Running a company is serious business, but let's be honest: some days the real executive flex is sending an email without a typo. No missing attachment. No forgetting to add the call to your shared Teams calendar. No accidental reply-all. No "hope you're doing hell" when you meant "doing well". Just one clean, gramatically responsible, legally survivable email. Is that too much to ask?
Typos are the understated comedians behind leadership. CEOs are expected to make high-stakes decisions, protect the company, build culture, manage risk, understand technology, inspire teams, watch the market, respond to crises, and somehow remember their calendar password. The role can look polished from the outside, but inside the job there's a lot of pressure, a lot of uncertainty, and at least one moment per week where you escape your Outlook and turn yourself into a meme just for a quick laugh. All the while realizing you scheduled an important meeting on your day off and now you're running through your list of excuses that sound more plausible than, "I forgot I'll be at the salon that day."
That's why having a sense of humor is so important. Not because leadership is a joke, but because leadership without humor can become unbearable. Humor gives people a little space to breathe. It lowers tension, opens a door, and reminds everyone that capable are still people. Even the CEO is one typo, one frozen Zoom face, or one "you're on mute" away from total human exposure.
A good leader takes the work seriously. People listen better when they're not bracing for impact. A well-timed joke can make a hard message easier to hear. It can turn a tense room into a room filled with thinkers. It can help a team move from panic to problem-solving. That doesn't mean the CEO needs to spend 15 years embracing a humor experiment, becoming the office comedianne. Please no. Nobody needs a leader workshopping puns during a cash-flow crisis. It means the leader knows how to create perspective.

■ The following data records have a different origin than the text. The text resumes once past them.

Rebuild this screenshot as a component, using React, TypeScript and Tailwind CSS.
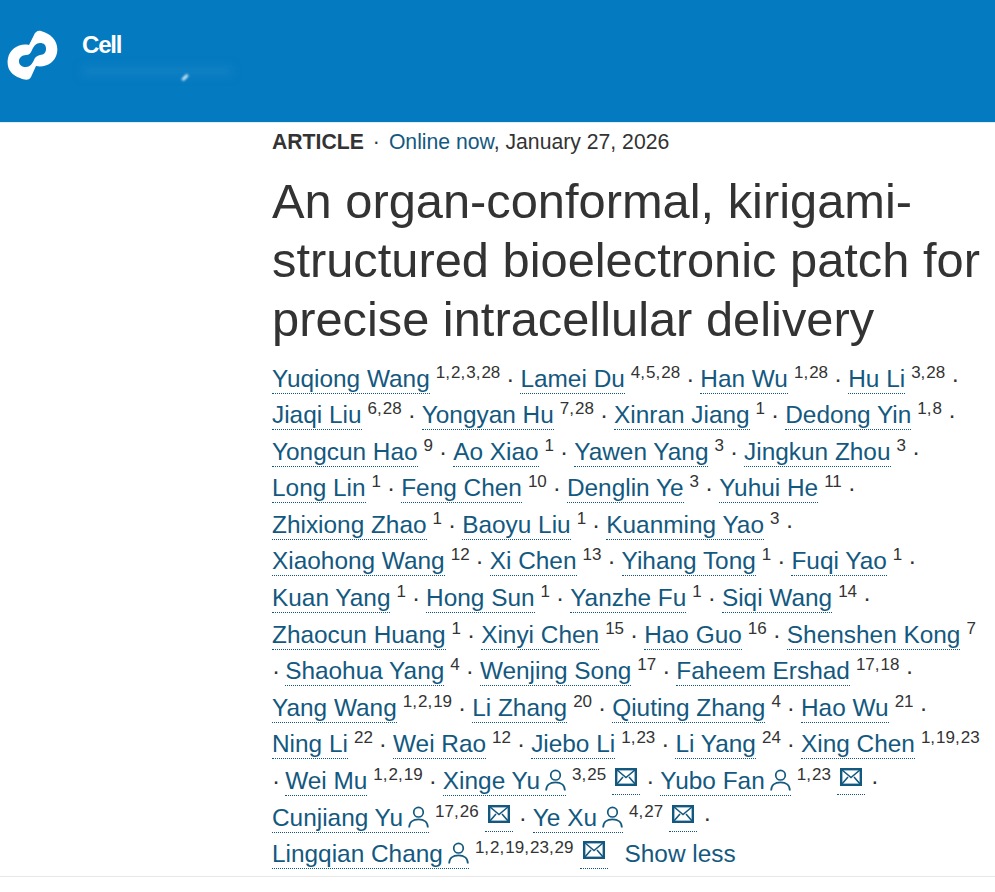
const LINK = "text-[#13597f]";

type Author = { n: string; s: string; p?: boolean; m?: boolean };
type Line = { lead?: boolean; a: Author[]; trail?: boolean; more?: boolean };

const lines: Line[] = [
  { a: [{ n: "Yuqiong Wang", s: "1,2,3,28" }, { n: "Lamei Du", s: "4,5,28" }, { n: "Han Wu", s: "1,28" }, { n: "Hu Li", s: "3,28" }], trail: true },
  { a: [{ n: "Jiaqi Liu", s: "6,28" }, { n: "Yongyan Hu", s: "7,28" }, { n: "Xinran Jiang", s: "1" }, { n: "Dedong Yin", s: "1,8" }], trail: true },
  { a: [{ n: "Yongcun Hao", s: "9" }, { n: "Ao Xiao", s: "1" }, { n: "Yawen Yang", s: "3" }, { n: "Jingkun Zhou", s: "3" }], trail: true },
  { a: [{ n: "Long Lin", s: "1" }, { n: "Feng Chen", s: "10" }, { n: "Denglin Ye", s: "3" }, { n: "Yuhui He", s: "11" }], trail: true },
  { a: [{ n: "Zhixiong Zhao", s: "1" }, { n: "Baoyu Liu", s: "1" }, { n: "Kuanming Yao", s: "3" }], trail: true },
  { a: [{ n: "Xiaohong Wang", s: "12" }, { n: "Xi Chen", s: "13" }, { n: "Yihang Tong", s: "1" }, { n: "Fuqi Yao", s: "1" }], trail: true },
  { a: [{ n: "Kuan Yang", s: "1" }, { n: "Hong Sun", s: "1" }, { n: "Yanzhe Fu", s: "1" }, { n: "Siqi Wang", s: "14" }], trail: true },
  { a: [{ n: "Zhaocun Huang", s: "1" }, { n: "Xinyi Chen", s: "15" }, { n: "Hao Guo", s: "16" }, { n: "Shenshen Kong", s: "7" }] },
  { lead: true, a: [{ n: "Shaohua Yang", s: "4" }, { n: "Wenjing Song", s: "17" }, { n: "Faheem Ershad", s: "17,18" }], trail: true },
  { a: [{ n: "Yang Wang", s: "1,2,19" }, { n: "Li Zhang", s: "20" }, { n: "Qiuting Zhang", s: "4" }, { n: "Hao Wu", s: "21" }], trail: true },
  { a: [{ n: "Ning Li", s: "22" }, { n: "Wei Rao", s: "12" }, { n: "Jiebo Li", s: "1,23" }, { n: "Li Yang", s: "24" }, { n: "Xing Chen", s: "1,19,23" }] },
  { lead: true, a: [{ n: "Wei Mu", s: "1,2,19" }, { n: "Xinge Yu", s: "3,25", p: true, m: true }, { n: "Yubo Fan", s: "1,23", p: true, m: true }], trail: true },
  { a: [{ n: "Cunjiang Yu", s: "17,26", p: true, m: true }, { n: "Ye Xu", s: "4,27", p: true, m: true }], trail: true },
  { a: [{ n: "Lingqian Chang", s: "1,2,19,23,29", p: true, m: true }], more: true },
];

function Person() {
  return (
    <svg viewBox="0 0 22 24" className="ml-[5px] inline-block h-[24px] w-[21px] align-[-3px]" fill="none" stroke="currentColor" strokeWidth="1.8">
      <circle cx="11" cy="7" r="5" />
      <path d="M1.200 23c0-5.400 4-8.500 9.800-8.500s9.800 3.100 9.800 8.500" />
    </svg>
  );
}

function Mail() {
  return (
    <span className={`relative top-[-3px] ml-[6px] inline-block border-b border-dotted border-[#13597f] px-[3px] pb-[4px] leading-none ${LINK}`}>
      <svg viewBox="0 0 22 18" className="inline-block h-[18px] w-[22px] align-[0px]" fill="none" stroke="currentColor" strokeWidth="2.4">
        <rect x="1.200" y="1.200" width="19.600" height="15.600" />
        <path d="M1.500 1.500l9.500 8 9.500-8M1.500 16.500l6.500-7.500M20.500 16.500l-6.500-7.500" strokeWidth="1.600" />
      </svg>
    </span>
  );
}

function Sep() {
  return <span className="mx-[6px] text-[#333]">·</span>;
}

function Sup({ s }: { s: string }) {
  const parts = s.split(",");
  return (
    <span className="relative top-[-9px] ml-[6px] text-[17px] text-[#333]">
      {parts.map((p, i) => (
        <span key={i}>
          {p}
          {i < parts.length - 1 && <span className="mr-[1px]">,</span>}
        </span>
      ))}
    </span>
  );
}

function AuthorItem({ a }: { a: Author }) {
  return (
    <>
      <span className={`border-b border-dotted border-[#13597f] pb-[1px] ${LINK}`}>
        {a.n}
        {a.p && <Person />}
      </span>
      <Sup s={a.s} />
      {a.m && <Mail />}
    </>
  );
}

export default function App() {
  return (
    <div className="h-[892px] w-[995px] overflow-hidden bg-white font-['Liberation_Sans',Arial,sans-serif]">
      <header className="flex h-[123px] border-b border-[#dfeff5] bg-[#047ac0] pl-[7px] pt-[30px]">
        <svg viewBox="0 0 52 52" className="h-[52px] w-[52px]">
          <path
            fill="#fff"
            fillRule="evenodd"
            d="M34 1C45 4 52 12 50 23C48 33 38 38 29 36L24 47C22 51 17 50 13 48C4 45 -1 38 1 28C3 19 12 13 22 15L27 5C28 2 31 0 34 1ZM33 13C29 13 27 16 25 20C24 23 22 25 19 25C15 25 12 28 12 31C12 35 15 37 19 37C23 37 25 34 27 30C28 27 30 26 33 25C37 25 39 22 39 19C39 15 37 13 33 13Z"
          />
        </svg>
        <div className="relative ml-[23px] mt-[3px]">
          <div className="text-[24px] font-bold leading-[24px] tracking-[-1.2px] text-white">Cell</div>
          <div className="mt-[9px] h-[10px] w-[150px] bg-[#1080c3] blur-[4px]" />
          <div className="absolute left-[99px] top-[43px] h-[3px] w-[8px] -rotate-45 rounded-full bg-[#cfeaf8] blur-[1px]" />
        </div>
      </header>
      <main className="pl-[272px]">
        <div className="mt-[5px] h-[27px] text-[21.2px] leading-[27px] text-[#333]">
          <span className="font-bold">ARTICLE</span>
          <span className="mx-[9px]">·</span>
          <span className={LINK}>Online now</span>, January 27, 2026
        </div>
        <h1 className="mt-[17px] text-[48.8px] font-normal leading-[59px] text-[#333]">
          An organ-conformal, kirigami-
          <br />
          structured bioelectronic patch for
          <br />
          precise intracellular delivery
        </h1>
        <div className="mt-[11.5px] text-[24.4px] leading-[36.6px] whitespace-nowrap text-[#333]">
          {lines.map((l, i) => (
            <div key={i} className="h-[36.6px]">
              {l.lead && <span className="mr-[5px]">·</span>}
              {l.a.map((a, j) => (
                <span key={j}>
                  {j > 0 && <Sep />}
                  <AuthorItem a={a} />
                </span>
              ))}
              {l.trail && <Sep />}
              {l.more && <span className={`ml-[17px] ${LINK}`}>Show less</span>}
            </div>
          ))}
        </div>
      </main>
      <div className="mt-[3.5px] h-px w-full bg-[#e5e7eb]" />
    </div>
  );
}
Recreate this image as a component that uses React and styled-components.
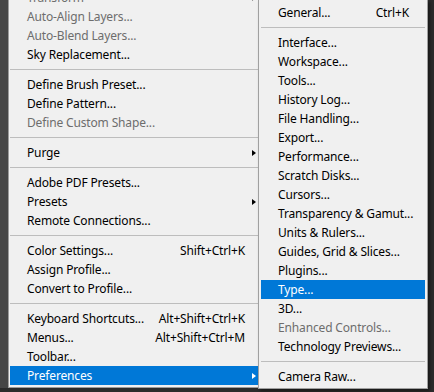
import React from "react";
import styled, { createGlobalStyle } from "styled-components";

const GlobalStyle = createGlobalStyle`
  html, body { margin: 0; padding: 0; background: #2b2b2b; overflow: hidden; }
  * { box-sizing: border-box; }
`;

const Screen = styled.div`
  width: 434px;
  height: 392px;
  display: flex;
  align-items: flex-start;
  overflow: hidden;
  background: #2b2b2b;
  font-family: "Noto Sans", "Noto Sans CJK KR", sans-serif;
  font-size: 12px;
  letter-spacing: -0.15px;
`;

const Gutter = styled.div`
  width: 8px;
  height: 388px;
  flex: none;
  background: #464646;
`;

const Menu = styled.div`
  flex: none;
  background: #f0f0f0;
  display: flex;
  flex-direction: column;
`;

const MainMenu = styled(Menu)`
  width: 250px;
  margin-top: -14px;
  padding: 2px 0 2px 1px;
  border-left: 1px solid #9b9b9b;
  border-bottom: 1px solid #9b9b9b;
`;

const SubMenu = styled(Menu)`
  width: 170px;
  padding: 2px;
  border: 1px solid #a0a0a0;
  border-top: none;
  padding-top: 3px;
  box-shadow: 2px 2px 3px rgba(0, 0, 0, 0.45);
  position: relative;
`;

const Row = styled.div`
  height: 19px;
  display: grid;
  grid-template-columns: 1fr auto ${(p) => p.$trail}px;
  align-items: center;
  padding-left: 17px;
  line-height: 19px;
  white-space: nowrap;
  color: ${(p) => (p.$active ? "#ffffff" : p.$disabled ? "#6d6d6d" : "#000000")};
  background: ${(p) => (p.$active ? "#0078d7" : "transparent")};
`;

const Label = styled.span``;

const Shortcut = styled.span`
  text-align: right;
`;

const ArrowCell = styled.span`
  display: flex;
  align-items: center;
  justify-content: flex-start;
  padding-left: 7px;
`;

const Arrow = styled.span`
  width: 0;
  height: 0;
  border-top: 3.5px solid transparent;
  border-bottom: 3.5px solid transparent;
  border-left: 4px solid ${(p) => (p.$active ? "#ffffff" : p.$disabled ? "#6d6d6d" : "#000000")};
`;

const Separator = styled.div`
  height: 11px;
  padding-top: 5px;
  &::before {
    content: "";
    display: block;
    height: 1px;
    background: #bdbdbd;
  }
`;

const mainItems = [
  { label: "Transform", disabled: true, sub: true },
  { label: "Auto-Align Layers...", disabled: true },
  { label: "Auto-Blend Layers...", disabled: true },
  { label: "Sky Replacement..." },
  "sep",
  { label: "Define Brush Preset..." },
  { label: "Define Pattern..." },
  { label: "Define Custom Shape...", disabled: true },
  "sep",
  { label: "Purge", sub: true },
  "sep",
  { label: "Adobe PDF Presets..." },
  { label: "Presets", sub: true },
  { label: "Remote Connections..." },
  "sep",
  { label: "Color Settings...", key: "Shift+Ctrl+K" },
  { label: "Assign Profile..." },
  { label: "Convert to Profile..." },
  "sep",
  { label: "Keyboard Shortcuts...", key: "Alt+Shift+Ctrl+K" },
  { label: "Menus...", key: "Alt+Shift+Ctrl+M" },
  { label: "Toolbar..." },
  { label: "Preferences", sub: true, active: true },
];

const subItems = [
  { label: "General...", key: "Ctrl+K" },
  "sep",
  { label: "Interface..." },
  { label: "Workspace..." },
  { label: "Tools..." },
  { label: "History Log..." },
  { label: "File Handling..." },
  { label: "Export..." },
  { label: "Performance..." },
  { label: "Scratch Disks..." },
  { label: "Cursors..." },
  { label: "Transparency & Gamut..." },
  { label: "Units & Rulers..." },
  { label: "Guides, Grid & Slices..." },
  { label: "Plugins..." },
  { label: "Type...", active: true },
  { label: "3D..." },
  { label: "Enhanced Controls...", disabled: true },
  { label: "Technology Previews..." },
  "sep",
  { label: "Camera Raw..." },
];

function Items({ items, trail }) {
  return items.map((it, i) =>
    it === "sep" ? (
      <Separator key={i} />
    ) : (
      <Row key={i} $trail={trail} $active={it.active} $disabled={it.disabled}>
        <Label>{it.label}</Label>
        <Shortcut>{it.key || ""}</Shortcut>
        <ArrowCell>
          {it.sub && <Arrow $active={it.active} $disabled={it.disabled} />}
        </ArrowCell>
      </Row>
    )
  );
}

export default function App() {
  return (
    <>
      <GlobalStyle />
      <Screen>
        <Gutter />
        <MainMenu>
          <Items items={mainItems} trail={13} />
        </MainMenu>
        <SubMenu>
          <Items items={subItems} trail={16} />
        </SubMenu>
      </Screen>
    </>
  );
}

The best humor in leadership is usually self-deprecating because it does not put anyone else on the spot. It says, "I know the title is serious, but we're all people here, so let's not forget to have a little fun." And you know what? People trust leaders who can admit reality. A CEO who can laugh at her own typo is usually the kind of leader who can admit a mistake, take feedback without blowing a gasket, and move forward without turning every correction into a courtroom drama.
There's also a fine line with humor (don't squint, or you'll miss it). Good humor connects. Bad humor humiliates. Good humor releases pressure. Bad humor makes people perform fake laughter while updating their resumes in their heads. The difference is maturity and sound judgment. You can't be a tool and then expect people to bring their best tools to the table. HUmor should never be used to dodge accountability, soften cruelty, or make the last powerful person in the room the punchline. Used well, humor is not weakness. It's social intelligence with good timing.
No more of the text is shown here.